Packing an object: type dispatch
The MessagePack specification allows a number of different types to be packed,
so our pack
procedure only serves as a convenient frontend for more
specialised procedures. Let us first define what even constitutes a packable
object.
(define-type Packable
(U Void Boolean Integer Real String ...))
A packable object is one of several types. The U
stands for "union", so any
of those types listed (Void
, Boolean
, Integer
and so on) is packable. Let
us now define the pack
procedure.
(: pack (-> Packable Bytes))
(define (pack datum)
(cond
((void? datum) (pack-void datum))
((boolean? datum) (pack-boolean datum))
((exact-integer? datum) (pack-integer datum))
...
(else (error "Type of " datum " not supported by MessagePack")))
Here we are dispatching on the exact type of the object. Since a package type
is a union of various types there is no way of knowing of which type datum
really is. Even in a statically typed language this type of dynamic type
dispatch can be useful; for example we might want to pass on an object we
received without wanting to look into it.
/* This is hypothetical C code */
msgpack_packable_t datum = msgpack_unpack(input_socket);
msgpack_pack(datum, output_socket); /* Pass on regardless of type */
Type-specific packing
Once we know the exact type all we need to do is follow the rules of the specification. I will only look at some of them here.
Nothingness (nil
)
Nothingness is represented by the nil
type in MessagePack, which corresponds
well to the Void
type in Racket. In packed form this is just the byte 0xC0
.
(: pack-void (-> Any Bytes)) ; The argument (of any type) it will be ignored
ignored
(define (pack-void datum)
(bytes #xC0))
Booleans (true
and false
)
Both truth and falsity are one byte each. This a good use for if
, which
resembles the ternary operator ?:
in other languages.
(: pack-boolean (-> Boolean Bytes))
(define (pack-boolean b)
(bytes (if b #xC3 #xC2)))
Integers
Here is where it gets interesting: integers can be signed or unsigned, and they can have different range. When packing we want to prefer the smallest possible representation. Let us first define a couple of predicates for convenience.

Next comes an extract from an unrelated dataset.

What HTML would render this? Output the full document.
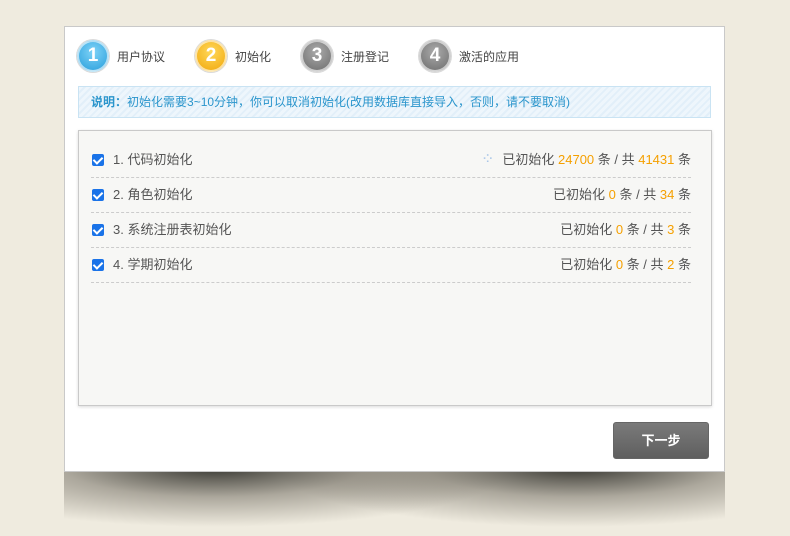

;; Positive and negative fixed-size integers within a certain range
(: +fixint? (-> Integer Boolean))
(define (+fixint? x)
(< -1 x 128))
(: -fixint? (-> Integer Boolean))
(define (-fixint? x)
(<= -32 x -1))
Integers within a small range can be represented very compactly. These are
referred to as fixnum
in the specification. We can test whether a value is
within a given range by writing (< a x b)

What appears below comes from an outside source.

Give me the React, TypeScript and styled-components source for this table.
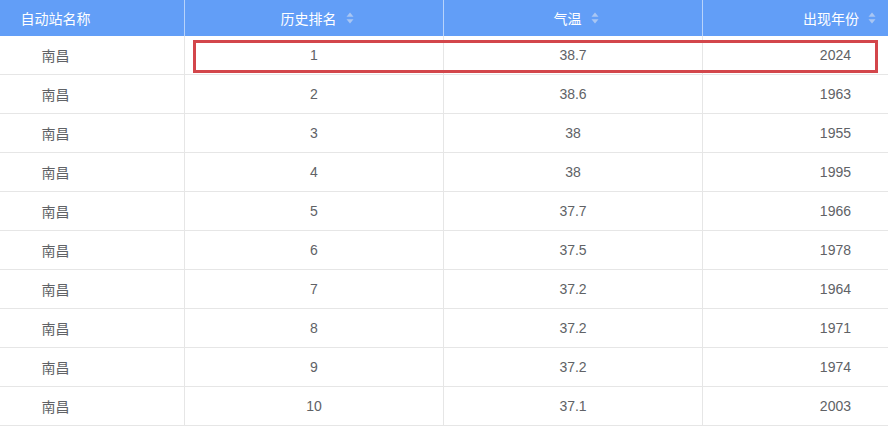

, which is equivalent to a < x < b
in infix notation.
;; Unsigned integers
(: uint8? (-> Integer Boolean))
(define (uint8? x) (< -1 x (expt 2 8)))
(: uint16? (-> Integer Boolean))
(define (uint16? x) (< -1 x (expt 2 16)))
(: uint32? (-> Integer Boolean))
(define (uint32? x) (< -1 x (expt 2 32)))
(: uint64? (-> Integer Boolean))
(define (uint64? x) (< -1 x (expt 2 64)))
;; Signed integers
(: int8? (-> Integer Boolean))
(define (int8? x) (<= (- (expt 2 7)) x (sub1 (expt 2 7))))
(: int16? (-> Integer Boolean))
(define (int16? x) (<= (- (expt 2 15)) x (sub1 (expt 2 15))))
(: int32? (-> Integer Boolean))
(define (int32? x) (<= (- (expt 2 31)) x (sub1 (expt 2 31))))
(: int64? (-> Integer Boolean))
(define (int64? x) (<= (- (expt 2 63)) x (sub1 (expt 2 63))))
Signed and unsigned integers work as usual, we test whether our number is
within a given range. The sub1
function substitutes one from its argument and
expt
is exponentiation.
Now let us consider how integers are packed: if it is a fixnum
we only write
its byte value (possibly after some bit fiddling), otherwise we first have to
write out a tag byte, followed by the bytes of the integer. Tags will be
relevant for unpacking the data again.
(: pack-uint (-> Integer Bytes))
(define (pack-uint uint)
;; First write out the tag byte
(define tag
(cond
[(+fixint? uint) (bytes)] ; Empty byte string
[(uint8? uint) (bytes #xCC)]
[(uint16? uint) (bytes #xCD)]
[(uint32? uint) (bytes #xCE)]
[(uint64? uint) (bytes #xCF)]
[else (error "Unsigned integer must not be larger than 2^64 - 1")])
)
(bytes-append tag (integer->bytes uint #f)))
(: pack-int (-> Integer Bytes))
(define (pack-int int)
...)
The integer->bytes
procedure does the actual bit fiddling. I could list it
here, but the details are too specific to Racket. The bytes-append
procedure
does what it its name implies: it appends two or more byte strings into one new
byte string.
Binary strings
Binary strings are a sequence of bytes, but we cannot just dump the bytes and call it a day. In order to unpack the byte string again, the receiver needs to know that the object is a byte string in the first place, and how many bytes there are.
(: pack-bytes (-> Bytes Bytes))
(define (pack-bytes bstr)
(define len (bytes-length bstr)) ; len: Number of bytes in bstr
(define tag ; tag: Needed for unpacking
(cond
[(uint8? len) (bytes #xC4)]
[(uint16? len) (bytes #xC5)]
[(uint32? len) (bytes #xC6)]
[else (error "Byte string may only be up to 2^32 - 1 bytes long")]))
(bytes-append tag
(integer->bytes len #f)
bstr))
The tag
indicates how large (in bytes) the len
integer is. Text strings
work similarly, but we also have to take encoding into account, so I'm omitting
it for the sake of brevity.
Conclusion
A generic wrapper procedure accepts any packable object and dynamically dispatches on the specific type. What constitutes a packable object depends on the programming language in question, we might even have to define new types if our language is insufficient.
Some objects can be packed as just one byte, but most are packed as multiple bytes. The first byte serves as a tag, it allows us to know the type when unpacking later. Some types also have "header" data, such as the number of characters in a string, preceding the actual content (payload).